Climate change is usually discussed in extremes: Epic heat in Australia. A deadly heat wave in Europe. Hurricane Sandy grinding New York to a halt.
The extreme California drought? Maybe not so much.
A new National Oceanic and Atmospheric Administration study released Monday shows that the three-year California drought may have been caused by natural variability and not necessarily human-caused climate change.
The study follows a series of studies released in September that were inconclusive about the role of climate change in the California drought, and another published last week showing that the drought is the worst the state has seen in 1,200 years.

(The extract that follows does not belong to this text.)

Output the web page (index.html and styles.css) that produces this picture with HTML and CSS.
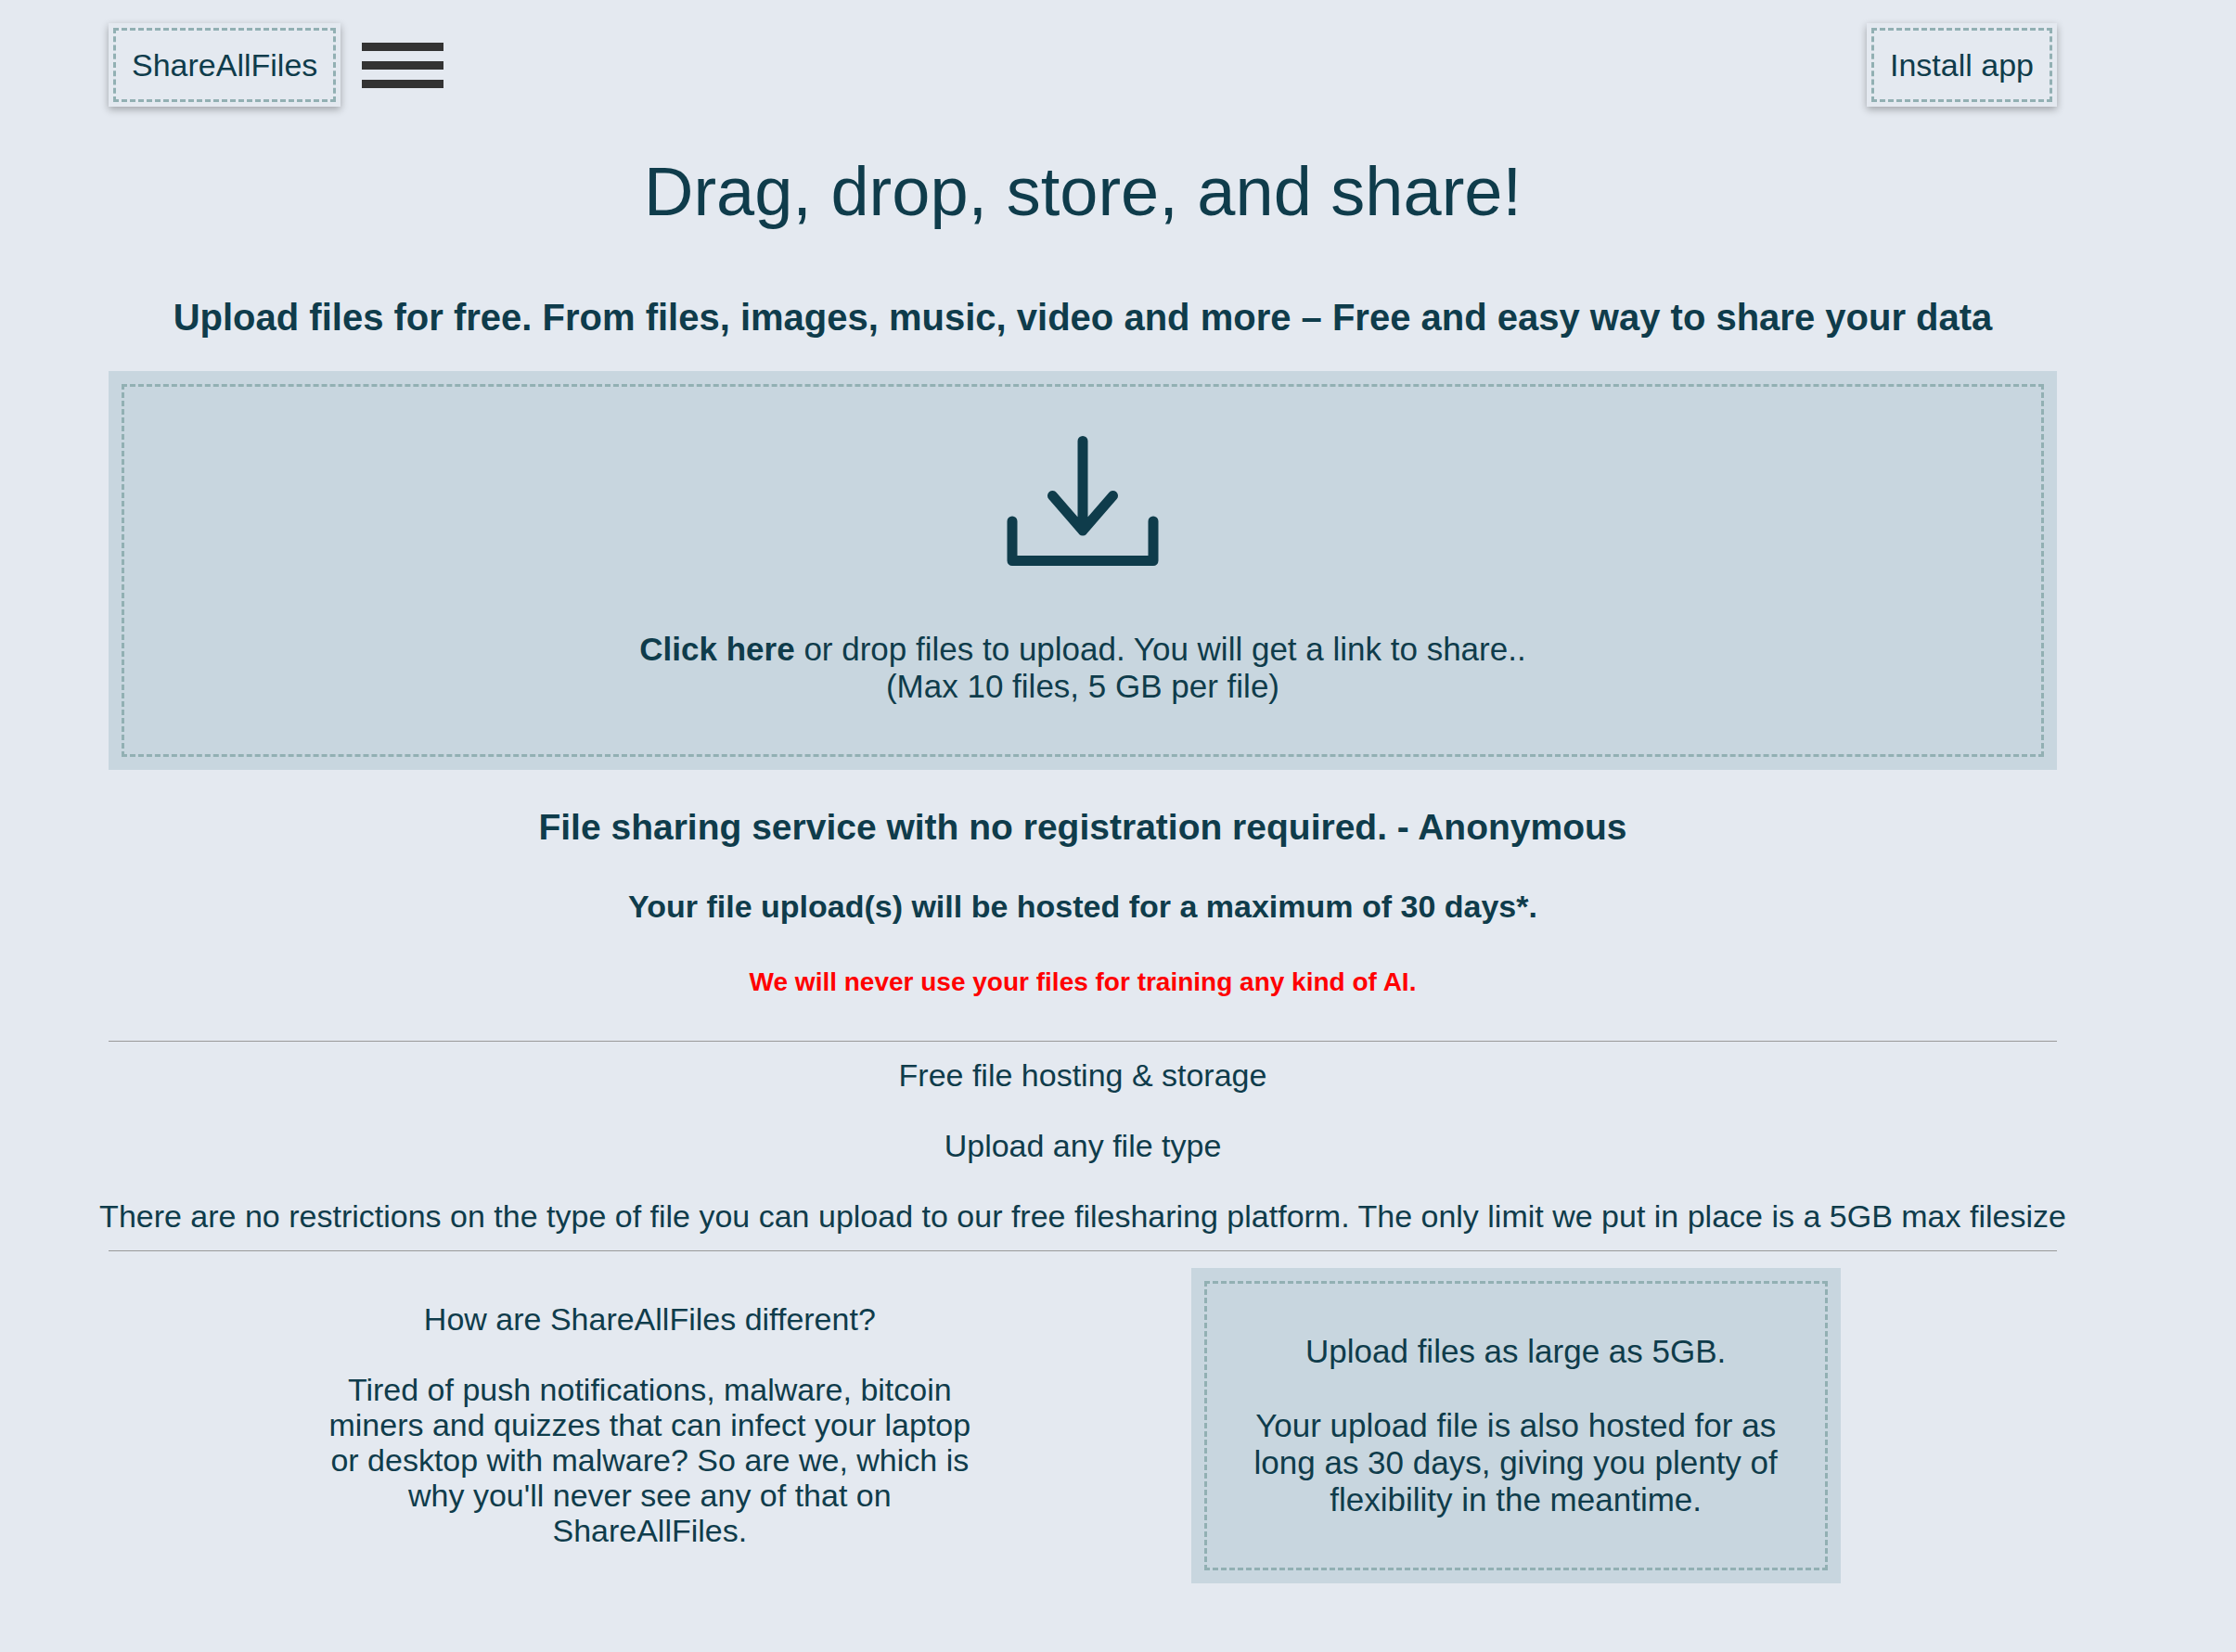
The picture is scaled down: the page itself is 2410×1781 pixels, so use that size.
FILE: index.html
```html
<!DOCTYPE html>
<html lang="en">
<head>
<meta charset="utf-8">
<meta name="viewport" content="width=device-width, initial-scale=1">
<title>ShareAllFiles</title>
<link rel="stylesheet" href="styles.css">
</head>
<body>
<div class="page">
  <header class="topbar">
    <a class="boxed-link" href="#">ShareAllFiles</a>
    <button class="menu" type="button" aria-label="Menu"><span class="bar"></span><span class="bar"></span><span class="bar"></span></button>
    <button class="boxed-link install" type="button">Install app</button>
  </header>
  <main>
    <h1 class="title">Drag, drop, store, and share!</h1>
    <h2 class="subtitle">Upload files for free. From files, images, music, video and more – Free and easy way to share your data</h2>
    <form class="panel dropzone">
      <svg class="drop-icon" viewBox="0 0 164 140" aria-hidden="true">
        <path d="M82 5.500V102M49.500 64.500L82 102L114.500 64.500M6 92V134.500H158V92"/>
      </svg>
      <input class="file-input" type="file" id="files" multiple>
      <label class="drop-label" for="files"><strong>Click here</strong> or drop files to upload. You will get a link to share..<br>(Max 10 files, 5 GB per file)</label>
    </form>
    <h3 class="lead">File sharing service with no registration required. - Anonymous</h3>
    <h4 class="hosted">Your file upload(s) will be hosted for a maximum of 30 days*.</h4>
    <h5 class="notice">We will never use your files for training any kind of AI.</h5>
    <section class="facts">
      <p>Free file hosting &amp; storage</p>
      <p>Upload any file type</p>
      <p>There are no restrictions on the type of file you can upload to our free filesharing platform. The only limit we put in place is a 5GB max filesize</p>
    </section>
    <section class="columns">
      <div class="column">
        <p>How are ShareAllFiles different?</p>
        <p>Tired of push notifications, malware, bitcoin miners and quizzes that can infect your laptop or desktop with malware? So are we, which is why you'll never see any of that on ShareAllFiles.</p>
      </div>
      <div class="column panel large">
        <p>Upload files as large as 5GB.</p>
        <p>Your upload file is also hosted for as long as 30 days, giving you plenty of flexibility in the meantime.</p>
      </div>
    </section>
  </main>
</div>
</body>
</html>
```
FILE: styles.css
```css
* { box-sizing: border-box; }

body {
  margin: 0;
  background: #e4e9f0;
  color: #0f3c4b;
  font: 34px/38px "Liberation Sans", Arial, sans-serif;
  text-align: center;
}

h1, h2, h3, h4, h5, p { margin: 0; }

.page { padding: 25px 193px 74px 117px; }

.topbar { display: flex; align-items: center; gap: 23px; }

.boxed-link {
  padding: 26px 25px;
  border: 0;
  background: #e4e9f0;
  color: inherit;
  font: inherit;
  text-decoration: none;
  outline: 3px dashed #92b0b3;
  outline-offset: -8px;
  box-shadow: 0 3px 8px rgba(0, 0, 0, 0.3);
}

.install { margin-left: auto; }

.menu {
  display: flex;
  flex-direction: column;
  gap: 11px;
  width: 88px;
  padding: 0;
  border: 0;
  background: none;
}

.bar { width: 100%; height: 9px; background: #333; }

.title { margin-top: 50px; font-size: 74px; line-height: 84px; font-weight: 400; }

.subtitle { margin: 70px 0 35px; font-size: 40px; line-height: 46px; }

.panel {
  background: #c8d6df;
  outline: 3px dashed #92b0b3;
  outline-offset: -17px;
  font-size: 35px;
  line-height: 40px;
}

.dropzone { padding: 70px 60px; }

.drop-icon {
  display: block;
  width: 164px;
  height: 140px;
  margin: 0 auto 70px;
  fill: none;
  stroke: #0f3c4b;
  stroke-width: 11;
  stroke-linecap: round;
  stroke-linejoin: round;
}

.file-input { display: none; }

.drop-label { display: block; cursor: pointer; }

.lead { margin-top: 40px; font-size: 39px; line-height: 44px; }

.hosted { margin-top: 44px; font-size: 34px; line-height: 38px; }

.notice { margin: 47px 0; color: #f00; font-size: 28px; line-height: 32px; }

.facts {
  display: grid;
  gap: 38px;
  padding: 17px 0 18px;
  border-top: 1px solid #999;
  border-bottom: 1px solid #999;
}

.facts p { margin: 0 -12px; }

.columns { display: flex; justify-content: space-evenly; margin-top: 18px; }

.column { flex: 0 0 calc(100% / 3); padding-top: 36px; }

.column p + p { margin-top: 38px; }

.large { padding: 70px 60px; }

.large p + p { margin-top: 40px; }
```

The devastating 3-year drought, which began in 2011 and is ongoing despite recent rains, was caused by a high pressure system that was sitting over the West Coast and part of the North Pacific Ocean, driving moisture away from California, report co-author Richard Seager, a professor of oceanography at the Columbia University Lamont-Doherty Earth Observatory in Palisades, N.Y., said.
The persistence of the high pressure ridge was also present in previous long-term droughts in California, some of which were longer than the current drought. The ridge was initially caused by cool sea surface temperatures in the Pacific brought about by a La Niña in 2011, but it persisted even after cool ocean surface temperatures began to warm, the study says.
“Two-thirds of the precipitation deficit in California were due to factors we wouldn’t judge to have long predictability at all,” report co-author Martin Hoerling, a NOAA research meteorologist in Boulder, Colo., said. “They resulted from the randomness of the atmosphere.”
Despite the extreme drought, winter precipitation in California has followed no particular trend since 1895 and is expected to increase because a low pressure system is expected to park itself over the North Pacific each winter, driving moisture into the state, Hoerling said.
Even though the drought may not have been caused by climate change, the drought’s effects may be worse because of hotter temperatures on land that may be caused by global warming, the study says.
Kevin Trenberth, senior scientist at the National Center for Atmospheric Research in Boulder, called the study useful, but said it comes up short in many ways.
“I would contend that all droughts are largely natural in the sense that they arise from internal variability in the atmosphere-ocean system,” he said. “But this study completely fails to consider what climate change is doing to water in California. It completely misses any discussion of evapotranspiration and the increased drying associated with global warming.”
The extra heat in the atmosphere from global warming enhances drying on the surface and increases the risk of heat waves, worsening the effects of a drought, Trenberth said.
But the study is useful because it shows that most of what caused the drought and allowed it to persist was predictable, he said.
Trenberth said it’s puzzling that the study ignores that 2013 was California’s driest year on record, and the study is contradicted by the research published last weekconcluding that the drought isunprecedented in 1,200 years.
The lead author of that study, Woods Hole Oceanographic Institution researcher Kevin Anchukaitis, said that he believes the conclusions of his study and the NOAA study are actually complementary because both studies use different techniques and different information sources.